In both cases above, the result is that the Ultra Search instance stoplist is modified and defined before initial crawling. This means that all documents collected by the Ultra Search Crawler will be evaluated against the correct stoplist. It is important to modify the stoplist before initial crawling to avoid having to recrawl all documents again.

Modifying instance stoplists after initial crawling

If necessary, you may alter an instance stoplist after initial crawling. You can choose one of the following methods:

  1. Add Stopwords to the instance stoplist.
  2. Define a new stoplist and replace the instance stoplist with the new stoplist.

Choosing to Add Stopwords to the instance stoplist will not affect any documents already crawled or indexed. This operation is not an expensive operation.

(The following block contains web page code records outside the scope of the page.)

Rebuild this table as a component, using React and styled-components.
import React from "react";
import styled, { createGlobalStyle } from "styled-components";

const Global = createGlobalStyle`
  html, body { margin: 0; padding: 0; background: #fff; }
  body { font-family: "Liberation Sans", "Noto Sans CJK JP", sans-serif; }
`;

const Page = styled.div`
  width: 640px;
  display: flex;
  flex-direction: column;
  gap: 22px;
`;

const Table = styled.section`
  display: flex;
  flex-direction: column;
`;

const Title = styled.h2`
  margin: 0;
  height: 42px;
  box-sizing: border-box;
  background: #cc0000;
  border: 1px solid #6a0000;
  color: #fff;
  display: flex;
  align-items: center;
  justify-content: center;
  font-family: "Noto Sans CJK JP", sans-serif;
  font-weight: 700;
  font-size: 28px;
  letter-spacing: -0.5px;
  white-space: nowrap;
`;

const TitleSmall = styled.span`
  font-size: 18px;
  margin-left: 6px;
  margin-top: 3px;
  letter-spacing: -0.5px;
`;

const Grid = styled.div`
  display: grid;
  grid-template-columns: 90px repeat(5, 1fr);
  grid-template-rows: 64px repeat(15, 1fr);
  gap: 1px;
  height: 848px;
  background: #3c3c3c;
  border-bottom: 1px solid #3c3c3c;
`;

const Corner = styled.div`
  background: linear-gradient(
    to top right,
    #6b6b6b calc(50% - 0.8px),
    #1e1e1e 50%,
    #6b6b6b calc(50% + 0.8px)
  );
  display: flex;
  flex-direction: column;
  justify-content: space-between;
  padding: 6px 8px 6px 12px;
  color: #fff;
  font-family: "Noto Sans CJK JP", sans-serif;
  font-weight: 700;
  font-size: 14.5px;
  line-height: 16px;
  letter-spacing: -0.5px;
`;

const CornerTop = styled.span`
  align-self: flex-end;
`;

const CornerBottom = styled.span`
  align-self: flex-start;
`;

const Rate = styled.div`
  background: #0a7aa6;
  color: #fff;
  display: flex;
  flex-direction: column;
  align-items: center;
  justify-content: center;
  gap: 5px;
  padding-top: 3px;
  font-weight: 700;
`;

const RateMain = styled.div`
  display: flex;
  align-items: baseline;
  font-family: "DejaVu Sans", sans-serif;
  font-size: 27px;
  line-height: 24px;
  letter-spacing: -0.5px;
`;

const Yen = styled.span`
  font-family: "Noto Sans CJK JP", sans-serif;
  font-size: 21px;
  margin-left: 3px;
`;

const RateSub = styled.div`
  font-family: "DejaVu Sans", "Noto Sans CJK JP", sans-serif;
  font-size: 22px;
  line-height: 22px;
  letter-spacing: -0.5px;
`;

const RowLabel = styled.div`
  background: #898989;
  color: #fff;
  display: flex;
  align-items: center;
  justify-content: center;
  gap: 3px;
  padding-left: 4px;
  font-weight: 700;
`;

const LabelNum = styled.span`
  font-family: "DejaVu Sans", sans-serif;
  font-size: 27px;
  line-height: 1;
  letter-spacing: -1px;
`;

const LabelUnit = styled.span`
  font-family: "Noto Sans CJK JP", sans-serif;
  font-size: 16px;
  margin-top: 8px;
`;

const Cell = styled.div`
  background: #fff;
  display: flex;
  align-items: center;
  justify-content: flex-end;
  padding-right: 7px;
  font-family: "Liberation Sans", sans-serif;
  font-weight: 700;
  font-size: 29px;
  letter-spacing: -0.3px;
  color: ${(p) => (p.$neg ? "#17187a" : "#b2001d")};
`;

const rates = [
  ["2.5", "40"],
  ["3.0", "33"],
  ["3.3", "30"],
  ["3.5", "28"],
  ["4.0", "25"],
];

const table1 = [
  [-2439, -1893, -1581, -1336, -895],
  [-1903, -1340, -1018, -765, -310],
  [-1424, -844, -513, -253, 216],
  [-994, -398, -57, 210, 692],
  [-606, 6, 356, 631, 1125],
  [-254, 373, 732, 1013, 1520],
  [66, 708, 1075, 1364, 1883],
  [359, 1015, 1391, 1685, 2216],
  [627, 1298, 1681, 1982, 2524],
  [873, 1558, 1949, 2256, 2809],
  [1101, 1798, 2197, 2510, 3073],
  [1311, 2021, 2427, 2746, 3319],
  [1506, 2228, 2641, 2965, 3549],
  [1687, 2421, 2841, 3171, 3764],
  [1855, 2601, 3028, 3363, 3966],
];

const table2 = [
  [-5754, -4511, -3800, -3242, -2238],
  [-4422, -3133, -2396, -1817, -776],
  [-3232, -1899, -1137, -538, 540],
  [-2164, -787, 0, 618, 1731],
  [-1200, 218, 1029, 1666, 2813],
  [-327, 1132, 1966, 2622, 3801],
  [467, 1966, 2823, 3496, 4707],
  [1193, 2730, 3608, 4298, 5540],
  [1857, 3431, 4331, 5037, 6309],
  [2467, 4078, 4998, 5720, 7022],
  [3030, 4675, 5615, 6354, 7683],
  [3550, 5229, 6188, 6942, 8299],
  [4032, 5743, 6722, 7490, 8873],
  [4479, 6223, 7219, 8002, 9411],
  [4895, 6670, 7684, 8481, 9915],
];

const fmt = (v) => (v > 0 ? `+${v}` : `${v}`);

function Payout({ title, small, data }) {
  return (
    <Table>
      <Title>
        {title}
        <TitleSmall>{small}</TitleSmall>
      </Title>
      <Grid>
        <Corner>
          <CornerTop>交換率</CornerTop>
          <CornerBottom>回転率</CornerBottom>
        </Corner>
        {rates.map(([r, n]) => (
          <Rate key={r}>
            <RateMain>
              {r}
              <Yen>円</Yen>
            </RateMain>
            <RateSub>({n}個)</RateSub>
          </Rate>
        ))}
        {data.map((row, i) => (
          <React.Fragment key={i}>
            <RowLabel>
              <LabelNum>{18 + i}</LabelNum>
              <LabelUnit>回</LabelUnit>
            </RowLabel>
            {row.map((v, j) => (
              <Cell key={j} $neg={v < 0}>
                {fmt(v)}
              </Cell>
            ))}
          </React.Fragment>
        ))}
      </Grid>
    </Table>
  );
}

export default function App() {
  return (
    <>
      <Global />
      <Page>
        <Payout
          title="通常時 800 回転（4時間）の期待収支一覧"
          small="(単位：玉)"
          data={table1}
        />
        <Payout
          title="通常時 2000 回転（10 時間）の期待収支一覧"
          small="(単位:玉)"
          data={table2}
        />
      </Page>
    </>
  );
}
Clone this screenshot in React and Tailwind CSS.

Defining a new stoplist and replacing the instance stoplist with it will invalidate the entire index. If you choose this method, you must force the Ultra Search Crawler to recrawl all documents in the index. You can do this by selecting the "Process all documents" radio button in the Edit Schedule page. This is a very expensive operation. Therefore, this option should be the last resort.

Instructions on modifying instance stoplists before initial crawling

(1) Modifying the default stoplist before creating the instance

To add the Stopword "web" to the default stoplist, login as user WKSYS through SQL*Plus and issue the following command:

exec ctx_ddl.add_stopword('wk_stoplist','web');

To remove the Stopword "web" from the default stoplist, login as user WKSYS through SQL*Plus and issue the following command:

exec ctx_ddl.remove_stopword('wk_stoplist','web');

Subsequently, the stoplists of all new instances will reflect the modifications made to the default stoplist.

(2) Replace the instance stoplist immediately after creating the instance

First, you must create a new user-defined stoplist. To do so, login as the owner of the instance through SQL*Plus. Issue the following commands:

begin
   ctx_ddl.create_stoplist('example_stoplist');
   ctx_ddl.add_stopword('example_stoplist','example_stopword');
    ... (add more stopwords by repeated the previous line with new stopwords) ...
end;
/

To replace an instance stoplist with this new stoplist, login as the owner of the instance through SQL*Plus and issue the following command:

ALTER INDEX wk$doc_path_idx rebuild parameters('replace stoplist example_stoplist');

Instructions on modifying instance stoplists after initial crawling

(1) Add Stopwords to the instance stoplist

To add the Stopword "web" to the instance stoplist, login as the owner of the instance through SQL*Plus and issue the following command:

alter index wk$doc_path_idx rebuild parameters('add stopword web');

(2) Replace the instance stoplist after initial crawling

The method for replacing the instance stoplist after initial crawling is no different from replacing it before initial crawling. Remember that this is a very expensive operation as it entails recrawling of all documents. Remember also that if you choose this method, you must force the Ultra Search Crawler to recrawl all documents in the index. Therefore, this method should be the last resort.